What is being asked:
Read through the records below and copy each line that uses the word "styles".

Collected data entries
%%
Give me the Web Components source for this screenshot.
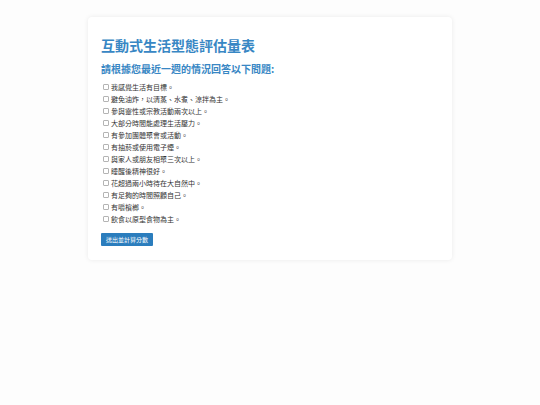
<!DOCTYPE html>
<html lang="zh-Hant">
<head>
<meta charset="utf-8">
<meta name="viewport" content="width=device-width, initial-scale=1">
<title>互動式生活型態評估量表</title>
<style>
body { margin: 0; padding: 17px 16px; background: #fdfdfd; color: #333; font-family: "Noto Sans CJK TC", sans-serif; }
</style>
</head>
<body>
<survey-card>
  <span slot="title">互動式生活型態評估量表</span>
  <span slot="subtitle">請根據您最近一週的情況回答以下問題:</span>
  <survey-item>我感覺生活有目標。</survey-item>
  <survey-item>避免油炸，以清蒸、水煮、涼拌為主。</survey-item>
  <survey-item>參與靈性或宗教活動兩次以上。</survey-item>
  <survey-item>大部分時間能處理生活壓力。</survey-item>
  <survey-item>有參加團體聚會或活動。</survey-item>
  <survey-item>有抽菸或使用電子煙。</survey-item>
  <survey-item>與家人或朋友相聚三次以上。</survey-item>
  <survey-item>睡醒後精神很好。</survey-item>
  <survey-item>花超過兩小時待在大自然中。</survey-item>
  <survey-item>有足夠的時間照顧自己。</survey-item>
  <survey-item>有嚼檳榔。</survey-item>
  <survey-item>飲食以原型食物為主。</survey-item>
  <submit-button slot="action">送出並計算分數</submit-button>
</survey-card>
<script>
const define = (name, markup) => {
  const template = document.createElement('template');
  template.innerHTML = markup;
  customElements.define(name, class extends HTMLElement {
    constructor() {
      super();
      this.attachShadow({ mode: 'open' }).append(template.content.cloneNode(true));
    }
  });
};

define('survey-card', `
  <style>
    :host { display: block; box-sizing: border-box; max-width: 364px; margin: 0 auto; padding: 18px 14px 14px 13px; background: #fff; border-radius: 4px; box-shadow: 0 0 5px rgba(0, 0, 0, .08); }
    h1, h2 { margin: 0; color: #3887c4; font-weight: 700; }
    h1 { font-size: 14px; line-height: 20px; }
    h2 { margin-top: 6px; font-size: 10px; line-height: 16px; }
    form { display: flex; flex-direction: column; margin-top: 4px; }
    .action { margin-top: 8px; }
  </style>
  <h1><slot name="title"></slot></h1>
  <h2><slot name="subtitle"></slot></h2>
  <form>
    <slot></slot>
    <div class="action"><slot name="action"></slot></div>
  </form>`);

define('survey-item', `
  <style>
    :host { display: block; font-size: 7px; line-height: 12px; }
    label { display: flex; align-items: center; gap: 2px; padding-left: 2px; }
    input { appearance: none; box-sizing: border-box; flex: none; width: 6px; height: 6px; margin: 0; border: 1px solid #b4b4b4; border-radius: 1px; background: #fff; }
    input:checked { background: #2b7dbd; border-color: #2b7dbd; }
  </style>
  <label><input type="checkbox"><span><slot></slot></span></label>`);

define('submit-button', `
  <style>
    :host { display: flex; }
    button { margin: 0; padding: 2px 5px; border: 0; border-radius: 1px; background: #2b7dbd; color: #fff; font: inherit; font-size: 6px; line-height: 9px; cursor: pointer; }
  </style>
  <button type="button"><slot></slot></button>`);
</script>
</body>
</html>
%%
%%
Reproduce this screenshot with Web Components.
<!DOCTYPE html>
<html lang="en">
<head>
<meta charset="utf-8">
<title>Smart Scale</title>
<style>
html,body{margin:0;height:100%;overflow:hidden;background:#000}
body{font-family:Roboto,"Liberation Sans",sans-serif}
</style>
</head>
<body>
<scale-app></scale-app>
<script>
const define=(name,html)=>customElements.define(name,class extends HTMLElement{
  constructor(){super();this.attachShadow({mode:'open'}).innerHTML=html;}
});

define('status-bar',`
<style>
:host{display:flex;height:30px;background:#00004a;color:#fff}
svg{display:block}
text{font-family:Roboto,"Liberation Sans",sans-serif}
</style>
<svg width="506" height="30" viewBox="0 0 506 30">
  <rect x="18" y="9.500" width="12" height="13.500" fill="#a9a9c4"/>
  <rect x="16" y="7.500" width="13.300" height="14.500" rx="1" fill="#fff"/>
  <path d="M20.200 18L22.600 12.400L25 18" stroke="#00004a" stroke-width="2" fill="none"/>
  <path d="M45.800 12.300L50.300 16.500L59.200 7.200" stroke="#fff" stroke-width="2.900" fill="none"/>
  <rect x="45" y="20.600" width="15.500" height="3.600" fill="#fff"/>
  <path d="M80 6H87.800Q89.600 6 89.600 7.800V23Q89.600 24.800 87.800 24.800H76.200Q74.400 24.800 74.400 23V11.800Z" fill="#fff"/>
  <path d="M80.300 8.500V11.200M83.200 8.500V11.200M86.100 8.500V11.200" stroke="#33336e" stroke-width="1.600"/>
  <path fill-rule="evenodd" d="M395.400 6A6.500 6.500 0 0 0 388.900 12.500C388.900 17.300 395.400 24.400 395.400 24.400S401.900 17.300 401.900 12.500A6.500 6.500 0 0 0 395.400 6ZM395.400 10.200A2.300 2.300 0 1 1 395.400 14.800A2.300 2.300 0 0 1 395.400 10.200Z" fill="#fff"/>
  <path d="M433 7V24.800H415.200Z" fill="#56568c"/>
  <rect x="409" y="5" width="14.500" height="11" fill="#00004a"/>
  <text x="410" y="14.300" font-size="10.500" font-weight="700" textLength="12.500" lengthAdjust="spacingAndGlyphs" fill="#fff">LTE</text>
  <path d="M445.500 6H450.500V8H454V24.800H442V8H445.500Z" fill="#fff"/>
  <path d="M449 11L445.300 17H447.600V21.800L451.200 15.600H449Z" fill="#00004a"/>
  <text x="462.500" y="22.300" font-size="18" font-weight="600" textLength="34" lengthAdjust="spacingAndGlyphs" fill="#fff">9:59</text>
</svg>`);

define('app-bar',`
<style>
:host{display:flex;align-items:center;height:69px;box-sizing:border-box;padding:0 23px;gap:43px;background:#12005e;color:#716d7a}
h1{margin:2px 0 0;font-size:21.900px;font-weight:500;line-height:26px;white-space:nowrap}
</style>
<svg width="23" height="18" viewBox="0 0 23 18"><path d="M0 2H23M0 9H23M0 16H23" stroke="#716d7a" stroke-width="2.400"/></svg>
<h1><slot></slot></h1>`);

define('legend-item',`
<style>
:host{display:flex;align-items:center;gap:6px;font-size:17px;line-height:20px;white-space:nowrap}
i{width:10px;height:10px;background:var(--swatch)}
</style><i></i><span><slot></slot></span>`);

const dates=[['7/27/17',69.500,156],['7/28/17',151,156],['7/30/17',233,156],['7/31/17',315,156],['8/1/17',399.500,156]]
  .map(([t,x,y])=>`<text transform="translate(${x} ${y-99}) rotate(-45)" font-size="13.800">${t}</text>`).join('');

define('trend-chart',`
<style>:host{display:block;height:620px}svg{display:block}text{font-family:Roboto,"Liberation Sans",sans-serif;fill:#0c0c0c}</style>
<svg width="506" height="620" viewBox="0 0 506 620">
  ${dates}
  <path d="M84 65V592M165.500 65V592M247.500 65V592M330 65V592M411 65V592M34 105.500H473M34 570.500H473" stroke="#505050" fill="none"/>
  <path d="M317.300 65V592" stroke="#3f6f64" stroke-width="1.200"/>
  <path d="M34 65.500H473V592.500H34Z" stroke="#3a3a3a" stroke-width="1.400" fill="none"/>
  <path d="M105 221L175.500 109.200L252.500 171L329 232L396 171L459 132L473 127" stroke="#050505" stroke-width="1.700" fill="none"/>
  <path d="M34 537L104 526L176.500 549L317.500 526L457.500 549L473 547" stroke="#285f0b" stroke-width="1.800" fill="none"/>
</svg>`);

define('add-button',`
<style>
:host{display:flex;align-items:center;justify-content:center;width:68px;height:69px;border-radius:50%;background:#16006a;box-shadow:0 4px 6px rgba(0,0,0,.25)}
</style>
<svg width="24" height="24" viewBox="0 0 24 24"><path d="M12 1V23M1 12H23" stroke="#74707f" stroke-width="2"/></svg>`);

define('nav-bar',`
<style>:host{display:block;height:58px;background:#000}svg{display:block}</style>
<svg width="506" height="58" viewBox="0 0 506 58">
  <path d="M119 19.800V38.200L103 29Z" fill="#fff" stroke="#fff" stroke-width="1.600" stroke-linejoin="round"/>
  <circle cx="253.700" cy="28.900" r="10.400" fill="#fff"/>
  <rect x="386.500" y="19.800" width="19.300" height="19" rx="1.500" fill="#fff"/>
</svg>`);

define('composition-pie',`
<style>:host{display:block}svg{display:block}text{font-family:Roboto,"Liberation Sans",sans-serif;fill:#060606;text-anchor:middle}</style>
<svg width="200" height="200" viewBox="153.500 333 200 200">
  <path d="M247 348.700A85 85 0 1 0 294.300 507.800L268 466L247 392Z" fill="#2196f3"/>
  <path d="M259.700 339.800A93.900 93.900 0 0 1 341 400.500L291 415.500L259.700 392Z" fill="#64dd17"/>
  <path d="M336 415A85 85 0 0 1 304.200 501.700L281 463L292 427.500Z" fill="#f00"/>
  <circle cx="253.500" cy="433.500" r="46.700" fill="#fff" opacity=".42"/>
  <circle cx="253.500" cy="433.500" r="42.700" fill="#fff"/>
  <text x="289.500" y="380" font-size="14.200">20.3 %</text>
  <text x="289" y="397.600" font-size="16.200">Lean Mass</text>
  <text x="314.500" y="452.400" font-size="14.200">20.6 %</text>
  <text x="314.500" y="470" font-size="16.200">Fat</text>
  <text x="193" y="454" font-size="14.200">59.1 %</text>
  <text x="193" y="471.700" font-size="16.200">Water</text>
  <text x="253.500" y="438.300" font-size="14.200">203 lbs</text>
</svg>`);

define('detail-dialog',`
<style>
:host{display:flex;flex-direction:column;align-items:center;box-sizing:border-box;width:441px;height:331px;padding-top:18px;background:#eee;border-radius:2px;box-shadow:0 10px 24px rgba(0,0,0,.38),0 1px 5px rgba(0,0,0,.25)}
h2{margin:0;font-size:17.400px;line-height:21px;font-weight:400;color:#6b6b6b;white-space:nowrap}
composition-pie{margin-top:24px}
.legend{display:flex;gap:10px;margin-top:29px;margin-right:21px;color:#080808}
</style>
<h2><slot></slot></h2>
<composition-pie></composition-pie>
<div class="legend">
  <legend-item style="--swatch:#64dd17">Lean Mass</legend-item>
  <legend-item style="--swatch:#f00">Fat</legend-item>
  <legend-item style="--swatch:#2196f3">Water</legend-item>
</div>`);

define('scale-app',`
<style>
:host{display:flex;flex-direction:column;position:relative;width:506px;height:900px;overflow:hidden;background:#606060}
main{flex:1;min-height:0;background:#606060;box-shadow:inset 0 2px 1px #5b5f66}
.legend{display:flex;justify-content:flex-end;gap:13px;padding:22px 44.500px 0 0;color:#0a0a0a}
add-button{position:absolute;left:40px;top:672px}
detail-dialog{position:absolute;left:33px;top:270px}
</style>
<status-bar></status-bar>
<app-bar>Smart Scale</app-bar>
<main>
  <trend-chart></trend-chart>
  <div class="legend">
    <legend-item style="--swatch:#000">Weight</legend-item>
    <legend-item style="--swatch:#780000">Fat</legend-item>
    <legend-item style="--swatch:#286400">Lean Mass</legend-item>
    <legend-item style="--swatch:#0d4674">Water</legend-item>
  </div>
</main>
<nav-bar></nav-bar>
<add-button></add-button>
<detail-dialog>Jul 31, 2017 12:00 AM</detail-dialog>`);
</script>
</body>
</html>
%%
%%
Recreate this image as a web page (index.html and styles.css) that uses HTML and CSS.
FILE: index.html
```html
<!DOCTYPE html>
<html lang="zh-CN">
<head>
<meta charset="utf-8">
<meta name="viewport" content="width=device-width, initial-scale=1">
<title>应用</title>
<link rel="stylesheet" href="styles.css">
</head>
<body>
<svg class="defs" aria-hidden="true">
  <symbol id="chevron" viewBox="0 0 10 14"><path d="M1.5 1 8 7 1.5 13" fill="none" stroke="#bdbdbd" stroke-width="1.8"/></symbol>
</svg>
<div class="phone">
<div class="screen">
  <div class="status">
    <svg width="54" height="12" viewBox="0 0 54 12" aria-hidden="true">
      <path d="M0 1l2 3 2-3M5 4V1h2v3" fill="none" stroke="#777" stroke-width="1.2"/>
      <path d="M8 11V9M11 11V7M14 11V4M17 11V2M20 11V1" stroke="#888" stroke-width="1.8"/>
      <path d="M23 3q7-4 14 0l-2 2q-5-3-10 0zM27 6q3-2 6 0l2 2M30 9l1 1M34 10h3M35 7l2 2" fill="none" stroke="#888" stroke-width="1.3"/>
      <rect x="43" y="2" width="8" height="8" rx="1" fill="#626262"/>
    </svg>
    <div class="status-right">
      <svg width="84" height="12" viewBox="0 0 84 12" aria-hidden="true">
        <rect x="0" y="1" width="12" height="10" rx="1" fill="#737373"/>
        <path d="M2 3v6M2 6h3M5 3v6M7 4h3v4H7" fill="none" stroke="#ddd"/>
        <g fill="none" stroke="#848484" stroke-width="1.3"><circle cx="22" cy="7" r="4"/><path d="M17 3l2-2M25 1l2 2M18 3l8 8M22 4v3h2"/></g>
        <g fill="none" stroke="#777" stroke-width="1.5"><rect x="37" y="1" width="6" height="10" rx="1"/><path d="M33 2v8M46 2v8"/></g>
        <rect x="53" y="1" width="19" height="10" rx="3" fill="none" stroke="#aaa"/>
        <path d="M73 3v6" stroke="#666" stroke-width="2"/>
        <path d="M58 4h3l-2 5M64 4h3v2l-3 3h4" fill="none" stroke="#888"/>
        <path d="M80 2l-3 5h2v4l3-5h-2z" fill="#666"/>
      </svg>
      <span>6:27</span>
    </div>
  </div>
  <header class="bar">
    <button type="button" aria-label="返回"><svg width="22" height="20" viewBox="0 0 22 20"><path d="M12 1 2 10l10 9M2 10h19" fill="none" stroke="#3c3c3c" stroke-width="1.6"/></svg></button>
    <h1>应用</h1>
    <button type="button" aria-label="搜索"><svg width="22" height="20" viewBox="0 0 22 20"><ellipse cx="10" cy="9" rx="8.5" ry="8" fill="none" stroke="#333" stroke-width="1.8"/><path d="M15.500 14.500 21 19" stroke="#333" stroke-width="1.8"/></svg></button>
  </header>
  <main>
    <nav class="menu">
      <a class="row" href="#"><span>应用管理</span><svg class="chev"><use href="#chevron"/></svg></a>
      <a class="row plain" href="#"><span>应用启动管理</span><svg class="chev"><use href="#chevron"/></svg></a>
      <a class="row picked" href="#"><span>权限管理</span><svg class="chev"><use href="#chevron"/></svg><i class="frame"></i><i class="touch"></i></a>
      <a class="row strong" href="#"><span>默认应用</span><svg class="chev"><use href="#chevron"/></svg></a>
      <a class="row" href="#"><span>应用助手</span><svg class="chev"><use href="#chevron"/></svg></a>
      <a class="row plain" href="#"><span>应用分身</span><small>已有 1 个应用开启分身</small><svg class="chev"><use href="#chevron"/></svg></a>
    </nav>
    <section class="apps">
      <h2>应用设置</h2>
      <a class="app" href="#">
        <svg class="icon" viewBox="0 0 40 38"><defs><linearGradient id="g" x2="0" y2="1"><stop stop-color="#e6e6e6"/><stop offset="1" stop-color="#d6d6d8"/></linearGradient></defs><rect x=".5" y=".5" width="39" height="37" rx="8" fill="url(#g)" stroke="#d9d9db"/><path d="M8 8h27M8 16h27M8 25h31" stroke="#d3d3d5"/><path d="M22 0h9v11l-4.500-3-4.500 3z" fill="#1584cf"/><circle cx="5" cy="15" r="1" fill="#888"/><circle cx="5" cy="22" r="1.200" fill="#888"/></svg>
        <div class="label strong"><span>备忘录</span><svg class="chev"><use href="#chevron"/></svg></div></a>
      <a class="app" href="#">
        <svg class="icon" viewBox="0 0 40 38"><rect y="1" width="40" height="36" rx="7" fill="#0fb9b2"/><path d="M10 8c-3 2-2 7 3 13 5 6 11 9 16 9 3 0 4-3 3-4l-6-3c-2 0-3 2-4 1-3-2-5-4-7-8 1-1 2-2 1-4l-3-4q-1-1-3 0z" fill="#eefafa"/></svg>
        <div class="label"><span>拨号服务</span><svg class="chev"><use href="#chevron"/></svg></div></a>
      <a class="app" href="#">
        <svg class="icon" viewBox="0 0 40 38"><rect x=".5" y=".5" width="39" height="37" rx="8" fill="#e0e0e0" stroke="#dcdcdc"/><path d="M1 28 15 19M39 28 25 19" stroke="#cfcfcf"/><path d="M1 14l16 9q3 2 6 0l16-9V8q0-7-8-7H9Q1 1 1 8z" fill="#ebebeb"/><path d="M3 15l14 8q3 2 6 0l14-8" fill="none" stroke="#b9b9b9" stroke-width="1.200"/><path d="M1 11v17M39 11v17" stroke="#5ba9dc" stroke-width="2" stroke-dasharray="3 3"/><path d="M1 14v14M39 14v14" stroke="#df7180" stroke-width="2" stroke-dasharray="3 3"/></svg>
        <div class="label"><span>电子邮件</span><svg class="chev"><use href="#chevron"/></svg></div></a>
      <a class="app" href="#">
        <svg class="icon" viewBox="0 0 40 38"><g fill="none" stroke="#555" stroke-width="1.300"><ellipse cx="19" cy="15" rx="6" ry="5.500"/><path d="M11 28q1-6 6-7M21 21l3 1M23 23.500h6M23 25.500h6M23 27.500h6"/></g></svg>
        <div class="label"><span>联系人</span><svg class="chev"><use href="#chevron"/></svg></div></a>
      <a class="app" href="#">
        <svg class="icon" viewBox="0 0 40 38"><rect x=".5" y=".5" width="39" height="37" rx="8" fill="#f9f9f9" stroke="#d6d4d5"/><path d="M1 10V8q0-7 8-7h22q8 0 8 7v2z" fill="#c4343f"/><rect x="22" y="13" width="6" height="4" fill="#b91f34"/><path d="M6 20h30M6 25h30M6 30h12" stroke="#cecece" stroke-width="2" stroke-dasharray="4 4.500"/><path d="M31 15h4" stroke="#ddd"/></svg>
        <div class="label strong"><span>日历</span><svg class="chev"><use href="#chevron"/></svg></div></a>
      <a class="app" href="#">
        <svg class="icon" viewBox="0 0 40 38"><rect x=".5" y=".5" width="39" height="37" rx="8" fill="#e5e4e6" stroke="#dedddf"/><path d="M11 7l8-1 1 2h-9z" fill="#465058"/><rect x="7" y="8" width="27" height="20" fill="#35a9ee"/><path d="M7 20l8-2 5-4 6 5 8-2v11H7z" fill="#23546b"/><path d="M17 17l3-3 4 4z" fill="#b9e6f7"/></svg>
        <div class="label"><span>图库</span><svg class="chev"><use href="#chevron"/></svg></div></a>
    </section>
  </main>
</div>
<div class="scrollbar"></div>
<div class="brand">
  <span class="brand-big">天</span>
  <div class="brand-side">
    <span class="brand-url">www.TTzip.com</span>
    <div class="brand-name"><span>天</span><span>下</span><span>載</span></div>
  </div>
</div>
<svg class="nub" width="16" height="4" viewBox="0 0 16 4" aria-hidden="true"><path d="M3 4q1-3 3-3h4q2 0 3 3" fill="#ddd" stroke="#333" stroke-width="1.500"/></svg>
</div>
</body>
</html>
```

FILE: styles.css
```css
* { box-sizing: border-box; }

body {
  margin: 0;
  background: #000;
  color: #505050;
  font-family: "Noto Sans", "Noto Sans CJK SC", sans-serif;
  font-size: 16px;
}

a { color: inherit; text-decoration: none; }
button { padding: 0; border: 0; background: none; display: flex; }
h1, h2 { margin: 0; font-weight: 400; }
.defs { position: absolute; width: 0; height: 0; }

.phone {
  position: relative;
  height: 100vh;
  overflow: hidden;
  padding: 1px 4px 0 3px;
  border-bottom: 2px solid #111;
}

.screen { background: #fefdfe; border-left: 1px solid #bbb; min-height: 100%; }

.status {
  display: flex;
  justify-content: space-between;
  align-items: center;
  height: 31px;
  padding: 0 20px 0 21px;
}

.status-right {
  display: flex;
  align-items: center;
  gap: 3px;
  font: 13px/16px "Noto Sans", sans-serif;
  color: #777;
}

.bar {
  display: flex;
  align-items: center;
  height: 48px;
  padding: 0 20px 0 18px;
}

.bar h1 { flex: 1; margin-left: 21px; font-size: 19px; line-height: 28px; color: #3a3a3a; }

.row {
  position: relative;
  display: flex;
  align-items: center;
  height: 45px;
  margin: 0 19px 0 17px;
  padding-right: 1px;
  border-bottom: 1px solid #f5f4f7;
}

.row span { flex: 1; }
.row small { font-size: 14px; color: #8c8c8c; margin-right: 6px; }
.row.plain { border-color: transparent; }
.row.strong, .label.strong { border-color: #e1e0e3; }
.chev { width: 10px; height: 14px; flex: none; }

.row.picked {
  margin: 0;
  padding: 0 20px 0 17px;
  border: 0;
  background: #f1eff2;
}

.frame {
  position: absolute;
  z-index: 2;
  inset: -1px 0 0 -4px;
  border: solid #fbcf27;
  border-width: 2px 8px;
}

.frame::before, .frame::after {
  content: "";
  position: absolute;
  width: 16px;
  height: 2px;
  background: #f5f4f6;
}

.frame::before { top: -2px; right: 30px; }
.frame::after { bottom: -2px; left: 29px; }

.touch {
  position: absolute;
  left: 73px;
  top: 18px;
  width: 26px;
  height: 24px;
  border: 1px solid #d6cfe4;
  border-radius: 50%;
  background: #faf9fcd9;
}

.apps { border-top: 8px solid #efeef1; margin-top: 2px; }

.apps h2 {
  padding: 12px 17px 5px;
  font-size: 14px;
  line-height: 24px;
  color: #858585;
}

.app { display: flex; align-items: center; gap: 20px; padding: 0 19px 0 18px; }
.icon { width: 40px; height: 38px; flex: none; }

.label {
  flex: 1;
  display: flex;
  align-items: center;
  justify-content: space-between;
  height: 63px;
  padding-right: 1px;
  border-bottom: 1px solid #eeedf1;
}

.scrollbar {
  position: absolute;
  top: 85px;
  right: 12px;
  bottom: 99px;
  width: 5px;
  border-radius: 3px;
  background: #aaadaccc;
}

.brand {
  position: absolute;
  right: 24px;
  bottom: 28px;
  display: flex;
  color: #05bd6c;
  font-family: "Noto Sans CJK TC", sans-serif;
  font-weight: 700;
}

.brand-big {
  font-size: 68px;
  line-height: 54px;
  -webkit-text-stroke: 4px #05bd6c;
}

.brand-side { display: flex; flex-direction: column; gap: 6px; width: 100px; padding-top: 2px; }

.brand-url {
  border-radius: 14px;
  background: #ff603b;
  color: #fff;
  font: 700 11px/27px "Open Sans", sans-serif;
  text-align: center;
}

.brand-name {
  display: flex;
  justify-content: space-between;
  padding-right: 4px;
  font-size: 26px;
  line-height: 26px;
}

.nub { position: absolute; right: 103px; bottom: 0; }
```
%%
The response:
Recreate this image as a web page (index.html and styles.css) that uses HTML and CSS.
<link rel="stylesheet" href="styles.css">
FILE: styles.css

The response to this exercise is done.